**SET TASK**
Repeat the records word for word, excluding any picture.

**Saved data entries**
>>>>>

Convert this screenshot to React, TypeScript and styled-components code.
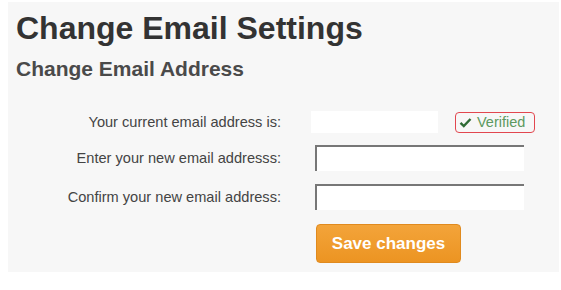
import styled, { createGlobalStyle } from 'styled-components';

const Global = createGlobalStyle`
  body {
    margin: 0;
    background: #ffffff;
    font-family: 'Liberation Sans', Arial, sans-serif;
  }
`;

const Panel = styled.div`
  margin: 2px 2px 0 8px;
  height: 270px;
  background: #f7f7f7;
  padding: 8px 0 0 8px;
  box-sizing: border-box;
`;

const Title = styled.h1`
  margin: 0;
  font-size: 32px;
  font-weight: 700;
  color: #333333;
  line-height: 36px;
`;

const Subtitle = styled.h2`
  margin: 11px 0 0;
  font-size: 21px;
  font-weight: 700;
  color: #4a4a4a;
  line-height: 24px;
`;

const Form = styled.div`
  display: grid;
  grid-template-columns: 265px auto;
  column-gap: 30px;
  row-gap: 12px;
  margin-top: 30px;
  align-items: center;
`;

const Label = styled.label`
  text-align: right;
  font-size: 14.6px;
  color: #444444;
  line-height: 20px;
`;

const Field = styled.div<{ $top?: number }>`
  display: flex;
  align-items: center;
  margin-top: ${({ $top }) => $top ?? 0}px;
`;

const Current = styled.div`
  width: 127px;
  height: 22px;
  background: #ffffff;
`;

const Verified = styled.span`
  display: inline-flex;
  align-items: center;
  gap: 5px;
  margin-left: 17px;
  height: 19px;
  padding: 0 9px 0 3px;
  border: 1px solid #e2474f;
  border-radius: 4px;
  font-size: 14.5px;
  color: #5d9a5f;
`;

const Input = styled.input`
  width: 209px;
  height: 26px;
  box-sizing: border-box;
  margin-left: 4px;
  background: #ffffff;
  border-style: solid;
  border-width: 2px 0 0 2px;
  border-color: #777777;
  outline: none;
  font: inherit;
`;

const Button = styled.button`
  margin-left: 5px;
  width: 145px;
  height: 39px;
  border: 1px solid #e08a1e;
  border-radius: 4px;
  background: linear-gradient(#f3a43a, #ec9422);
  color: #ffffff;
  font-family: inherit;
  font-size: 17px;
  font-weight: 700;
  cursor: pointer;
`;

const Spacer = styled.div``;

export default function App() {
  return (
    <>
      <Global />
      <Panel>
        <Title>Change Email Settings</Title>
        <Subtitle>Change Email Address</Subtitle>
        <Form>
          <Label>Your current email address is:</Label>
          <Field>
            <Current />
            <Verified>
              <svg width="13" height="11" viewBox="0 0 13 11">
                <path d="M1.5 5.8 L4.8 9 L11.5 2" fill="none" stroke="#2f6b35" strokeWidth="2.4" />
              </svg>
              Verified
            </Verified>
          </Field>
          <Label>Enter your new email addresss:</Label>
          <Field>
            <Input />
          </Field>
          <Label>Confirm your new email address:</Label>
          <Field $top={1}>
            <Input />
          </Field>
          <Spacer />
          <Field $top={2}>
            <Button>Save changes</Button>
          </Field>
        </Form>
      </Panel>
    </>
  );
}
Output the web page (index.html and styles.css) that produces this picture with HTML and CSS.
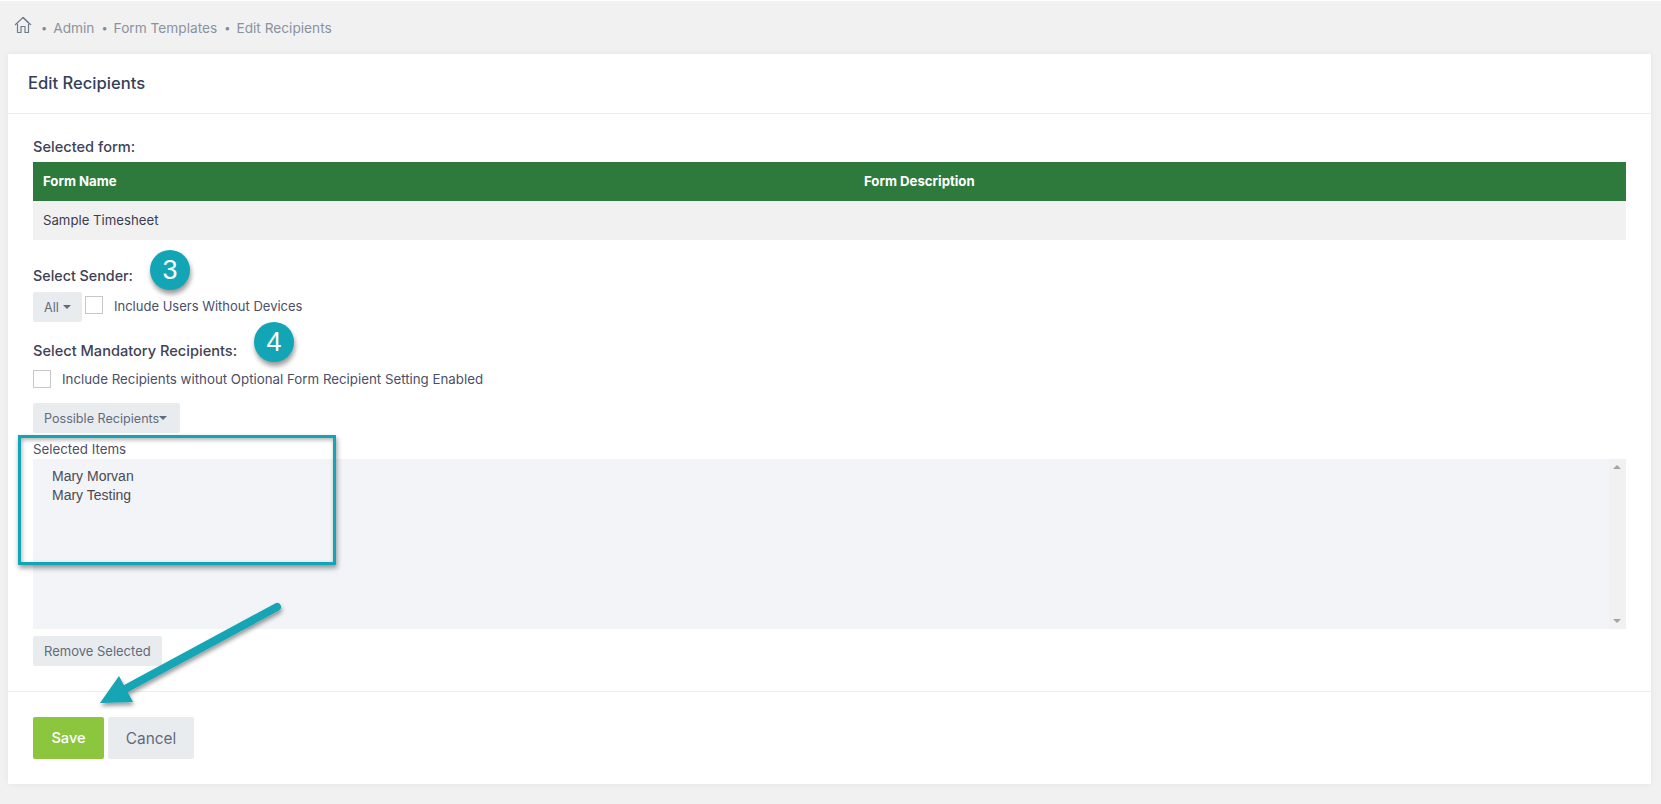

<<<<<

**FULL OUTPUT**
Convert this screenshot to React, TypeScript and styled-components code.
import styled, { createGlobalStyle } from 'styled-components';

const Global = createGlobalStyle`
  body {
    margin: 0;
    background: #ffffff;
    font-family: 'Liberation Sans', Arial, sans-serif;
  }
`;

const Panel = styled.div`
  margin: 2px 2px 0 8px;
  height: 270px;
  background: #f7f7f7;
  padding: 8px 0 0 8px;
  box-sizing: border-box;
`;

const Title = styled.h1`
  margin: 0;
  font-size: 32px;
  font-weight: 700;
  color: #333333;
  line-height: 36px;
`;

const Subtitle = styled.h2`
  margin: 11px 0 0;
  font-size: 21px;
  font-weight: 700;
  color: #4a4a4a;
  line-height: 24px;
`;

const Form = styled.div`
  display: grid;
  grid-template-columns: 265px auto;
  column-gap: 30px;
  row-gap: 12px;
  margin-top: 30px;
  align-items: center;
`;

const Label = styled.label`
  text-align: right;
  font-size: 14.6px;
  color: #444444;
  line-height: 20px;
`;

const Field = styled.div<{ $top?: number }>`
  display: flex;
  align-items: center;
  margin-top: ${({ $top }) => $top ?? 0}px;
`;

const Current = styled.div`
  width: 127px;
  height: 22px;
  background: #ffffff;
`;

const Verified = styled.span`
  display: inline-flex;
  align-items: center;
  gap: 5px;
  margin-left: 17px;
  height: 19px;
  padding: 0 9px 0 3px;
  border: 1px solid #e2474f;
  border-radius: 4px;
  font-size: 14.5px;
  color: #5d9a5f;
`;

const Input = styled.input`
  width: 209px;
  height: 26px;
  box-sizing: border-box;
  margin-left: 4px;
  background: #ffffff;
  border-style: solid;
  border-width: 2px 0 0 2px;
  border-color: #777777;
  outline: none;
  font: inherit;
`;

const Button = styled.button`
  margin-left: 5px;
  width: 145px;
  height: 39px;
  border: 1px solid #e08a1e;
  border-radius: 4px;
  background: linear-gradient(#f3a43a, #ec9422);
  color: #ffffff;
  font-family: inherit;
  font-size: 17px;
  font-weight: 700;
  cursor: pointer;
`;

const Spacer = styled.div``;

export default function App() {
  return (
    <>
      <Global />
      <Panel>
        <Title>Change Email Settings</Title>
        <Subtitle>Change Email Address</Subtitle>
        <Form>
          <Label>Your current email address is:</Label>
          <Field>
            <Current />
            <Verified>
              <svg width="13" height="11" viewBox="0 0 13 11">
                <path d="M1.5 5.8 L4.8 9 L11.5 2" fill="none" stroke="#2f6b35" strokeWidth="2.4" />
              </svg>
              Verified
            </Verified>
          </Field>
          <Label>Enter your new email addresss:</Label>
          <Field>
            <Input />
          </Field>
          <Label>Confirm your new email address:</Label>
          <Field $top={1}>
            <Input />
          </Field>
          <Spacer />
          <Field $top={2}>
            <Button>Save changes</Button>
          </Field>
        </Form>
      </Panel>
    </>
  );
}
Output the web page (index.html and styles.css) that produces this picture with HTML and CSS.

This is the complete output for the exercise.